— Given request —
Quote the whole listing exactly. Leave the pictures out of your copy.

··· Data block ···

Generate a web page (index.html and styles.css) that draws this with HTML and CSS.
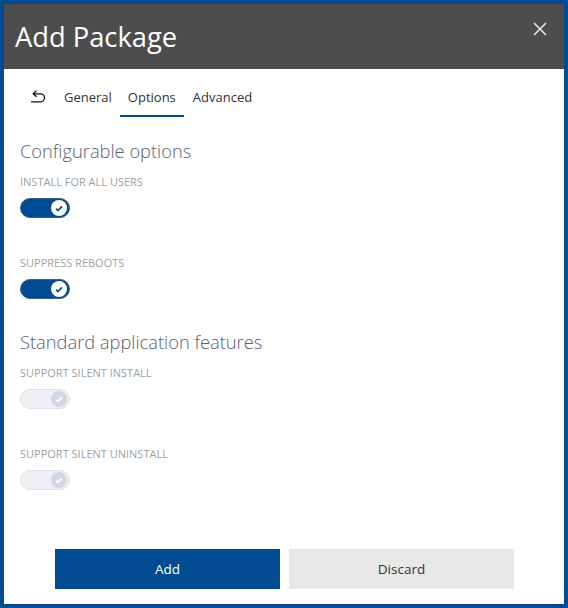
FILE: index.html
```html
<!DOCTYPE html>
<html lang="en">
<head>
<meta charset="utf-8">
<title>Add Package</title>
<link rel="stylesheet" href="styles.css">
</head>
<body>
<div class="dialog">
  <header class="dialog-header">
    <h1 class="dialog-title">Add Package</h1>
    <button class="close-btn" aria-label="Close">
      <svg width="14" height="14" viewBox="0 0 14 14"><path d="M1 1 L13 13 M13 1 L1 13" stroke="#e6e6e6" stroke-width="1.6" fill="none"/></svg>
    </button>
  </header>
  <nav class="tabs">
    <span class="back-icon">
      <svg width="16" height="14" viewBox="0 0 16 14"><path d="M6.5 0.8 L3.2 3.8 L6.5 6.8" stroke="#111" stroke-width="1.3" fill="none"/><path d="M3.4 3.8 H10.5 A4 4 0 0 1 10.5 11.8 H1" stroke="#111" stroke-width="1.3" fill="none"/></svg>
    </span>
    <span class="tab">General</span>
    <span class="tab active">Options</span>
    <span class="tab">Advanced</span>
  </nav>
  <main class="content">
    <h2 class="section-title">Configurable options</h2>
    <div class="field">
      <div class="field-label">INSTALL FOR ALL USERS</div>
      <div class="toggle on"><span class="knob"><svg width="8" height="7" viewBox="0 0 8 7"><path d="M1 3.6 L3 5.5 L7 1.3" stroke="#004b91" stroke-width="1.7" fill="none"/></svg></span></div>
    </div>
    <div class="field">
      <div class="field-label">SUPPRESS REBOOTS</div>
      <div class="toggle on"><span class="knob"><svg width="8" height="7" viewBox="0 0 8 7"><path d="M1 3.6 L3 5.5 L7 1.3" stroke="#004b91" stroke-width="1.7" fill="none"/></svg></span></div>
    </div>
    <h2 class="section-title second">Standard application features</h2>
    <div class="field">
      <div class="field-label">SUPPORT SILENT INSTALL</div>
      <div class="toggle disabled"><span class="knob"><svg width="8" height="7" viewBox="0 0 8 7"><path d="M1 3.6 L3 5.5 L7 1.3" stroke="#ffffff" stroke-width="1.7" fill="none"/></svg></span></div>
    </div>
    <div class="field">
      <div class="field-label">SUPPORT SILENT UNINSTALL</div>
      <div class="toggle disabled"><span class="knob"><svg width="8" height="7" viewBox="0 0 8 7"><path d="M1 3.6 L3 5.5 L7 1.3" stroke="#ffffff" stroke-width="1.7" fill="none"/></svg></span></div>
    </div>
  </main>
  <footer class="footer">
    <button class="btn primary">Add</button>
    <button class="btn secondary">Discard</button>
  </footer>
</div>
</body>
</html>
```
FILE: styles.css
```css
html, body {
  margin: 0;
  padding: 0;
}
body {
  font-family: "Open Sans", "Noto Sans", sans-serif;
  background: #fff;
}
.dialog {
  box-sizing: border-box;
  width: 568px;
  height: 608px;
  border: 4px solid #004b91;
  display: flex;
  flex-direction: column;
  background: #fff;
}
.dialog-header {
  height: 65px;
  background: #4d4d4d;
  display: flex;
  align-items: center;
  justify-content: space-between;
  padding-left: 11px;
  padding-right: 17px;
}
.dialog-title {
  margin: 0;
  font-weight: 400;
  font-size: 27.3px;
  color: #fff;
  line-height: 36px;
}
.close-btn {
  align-self: flex-start;
  margin-top: 18px;
  background: none;
  border: 0;
  padding: 0;
  width: 14px;
  height: 14px;
  display: flex;
}
.tabs {
  display: flex;
  align-items: flex-end;
  margin-top: 12px;
  padding-left: 26px;
}
.back-icon {
  display: flex;
  width: 16px;
  height: 14px;
  margin-right: 10px;
  align-self: center;
  margin-top: -4px;
}
.tab {
  font-size: 13px;
  line-height: 20px;
  color: #333;
  padding: 6px 8px 8px;
  border-bottom: 2px solid transparent;
}
.tab:last-child {
  padding-left: 9px;
}
.tab.active {
  border-bottom-color: #004b91;
}
.content {
  padding: 20px 16px 0;
}
.section-title {
  margin: 0;
  font-size: 18.3px;
  font-weight: 300;
  line-height: 28px;
  color: #5b6174;
}
.section-title.second {
  margin-top: 29px;
}
.field {
  margin-top: 9px;
}
.field + .field {
  margin-top: 37px;
}
.field-label {
  font-size: 11px;
  line-height: 16px;
  color: #a0a0a0;
}
.toggle {
  box-sizing: border-box;
  margin-top: 8px;
  width: 50px;
  height: 20px;
  border-radius: 10px;
  border: 1px solid #3d5f86;
  position: relative;
}
.toggle.on {
  background: #004b91;
}
.toggle.disabled {
  background: #eef0f4;
  border-color: #dde0e6;
}
.knob {
  position: absolute;
  top: 1px;
  right: 2px;
  width: 16px;
  height: 16px;
  border-radius: 50%;
  display: flex;
  align-items: center;
  justify-content: center;
}
.toggle.on .knob {
  background: #fff;
}
.toggle.disabled .knob {
  background: #d3d7df;
}
.footer {
  margin-top: auto;
  display: flex;
  justify-content: center;
  gap: 9px;
  padding-bottom: 15px;
  padding-left: 1px;
}
.btn {
  width: 225px;
  height: 40px;
  border: 0;
  font-family: "Open Sans", "Noto Sans", sans-serif;
  font-size: 13.5px;
  padding: 0;
}
.btn.primary {
  background: #004b91;
  color: #fff;
}
.btn.secondary {
  background: #e8e8e8;
  color: #333;
}
```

···

— Solution to this problem —
Generate a web page (index.html and styles.css) that draws this with HTML and CSS.
FILE: index.html
```html
<!DOCTYPE html>
<html lang="en">
<head>
<meta charset="utf-8">
<title>Add Package</title>
<link rel="stylesheet" href="styles.css">
</head>
<body>
<div class="dialog">
  <header class="dialog-header">
    <h1 class="dialog-title">Add Package</h1>
    <button class="close-btn" aria-label="Close">
      <svg width="14" height="14" viewBox="0 0 14 14"><path d="M1 1 L13 13 M13 1 L1 13" stroke="#e6e6e6" stroke-width="1.6" fill="none"/></svg>
    </button>
  </header>
  <nav class="tabs">
    <span class="back-icon">
      <svg width="16" height="14" viewBox="0 0 16 14"><path d="M6.5 0.8 L3.2 3.8 L6.5 6.8" stroke="#111" stroke-width="1.3" fill="none"/><path d="M3.4 3.8 H10.5 A4 4 0 0 1 10.5 11.8 H1" stroke="#111" stroke-width="1.3" fill="none"/></svg>
    </span>
    <span class="tab">General</span>
    <span class="tab active">Options</span>
    <span class="tab">Advanced</span>
  </nav>
  <main class="content">
    <h2 class="section-title">Configurable options</h2>
    <div class="field">
      <div class="field-label">INSTALL FOR ALL USERS</div>
      <div class="toggle on"><span class="knob"><svg width="8" height="7" viewBox="0 0 8 7"><path d="M1 3.6 L3 5.5 L7 1.3" stroke="#004b91" stroke-width="1.7" fill="none"/></svg></span></div>
    </div>
    <div class="field">
      <div class="field-label">SUPPRESS REBOOTS</div>
      <div class="toggle on"><span class="knob"><svg width="8" height="7" viewBox="0 0 8 7"><path d="M1 3.6 L3 5.5 L7 1.3" stroke="#004b91" stroke-width="1.7" fill="none"/></svg></span></div>
    </div>
    <h2 class="section-title second">Standard application features</h2>
    <div class="field">
      <div class="field-label">SUPPORT SILENT INSTALL</div>
      <div class="toggle disabled"><span class="knob"><svg width="8" height="7" viewBox="0 0 8 7"><path d="M1 3.6 L3 5.5 L7 1.3" stroke="#ffffff" stroke-width="1.7" fill="none"/></svg></span></div>
    </div>
    <div class="field">
      <div class="field-label">SUPPORT SILENT UNINSTALL</div>
      <div class="toggle disabled"><span class="knob"><svg width="8" height="7" viewBox="0 0 8 7"><path d="M1 3.6 L3 5.5 L7 1.3" stroke="#ffffff" stroke-width="1.7" fill="none"/></svg></span></div>
    </div>
  </main>
  <footer class="footer">
    <button class="btn primary">Add</button>
    <button class="btn secondary">Discard</button>
  </footer>
</div>
</body>
</html>
```
FILE: styles.css
```css
html, body {
  margin: 0;
  padding: 0;
}
body {
  font-family: "Open Sans", "Noto Sans", sans-serif;
  background: #fff;
}
.dialog {
  box-sizing: border-box;
  width: 568px;
  height: 608px;
  border: 4px solid #004b91;
  display: flex;
  flex-direction: column;
  background: #fff;
}
.dialog-header {
  height: 65px;
  background: #4d4d4d;
  display: flex;
  align-items: center;
  justify-content: space-between;
  padding-left: 11px;
  padding-right: 17px;
}
.dialog-title {
  margin: 0;
  font-weight: 400;
  font-size: 27.3px;
  color: #fff;
  line-height: 36px;
}
.close-btn {
  align-self: flex-start;
  margin-top: 18px;
  background: none;
  border: 0;
  padding: 0;
  width: 14px;
  height: 14px;
  display: flex;
}
.tabs {
  display: flex;
  align-items: flex-end;
  margin-top: 12px;
  padding-left: 26px;
}
.back-icon {
  display: flex;
  width: 16px;
  height: 14px;
  margin-right: 10px;
  align-self: center;
  margin-top: -4px;
}
.tab {
  font-size: 13px;
  line-height: 20px;
  color: #333;
  padding: 6px 8px 8px;
  border-bottom: 2px solid transparent;
}
.tab:last-child {
  padding-left: 9px;
}
.tab.active {
  border-bottom-color: #004b91;
}
.content {
  padding: 20px 16px 0;
}
.section-title {
  margin: 0;
  font-size: 18.3px;
  font-weight: 300;
  line-height: 28px;
  color: #5b6174;
}
.section-title.second {
  margin-top: 29px;
}
.field {
  margin-top: 9px;
}
.field + .field {
  margin-top: 37px;
}
.field-label {
  font-size: 11px;
  line-height: 16px;
  color: #a0a0a0;
}
.toggle {
  box-sizing: border-box;
  margin-top: 8px;
  width: 50px;
  height: 20px;
  border-radius: 10px;
  border: 1px solid #3d5f86;
  position: relative;
}
.toggle.on {
  background: #004b91;
}
.toggle.disabled {
  background: #eef0f4;
  border-color: #dde0e6;
}
.knob {
  position: absolute;
  top: 1px;
  right: 2px;
  width: 16px;
  height: 16px;
  border-radius: 50%;
  display: flex;
  align-items: center;
  justify-content: center;
}
.toggle.on .knob {
  background: #fff;
}
.toggle.disabled .knob {
  background: #d3d7df;
}
.footer {
  margin-top: auto;
  display: flex;
  justify-content: center;
  gap: 9px;
  padding-bottom: 15px;
  padding-left: 1px;
}
.btn {
  width: 225px;
  height: 40px;
  border: 0;
  font-family: "Open Sans", "Noto Sans", sans-serif;
  font-size: 13.5px;
  padding: 0;
}
.btn.primary {
  background: #004b91;
  color: #fff;
}
.btn.secondary {
  background: #e8e8e8;
  color: #333;
}
```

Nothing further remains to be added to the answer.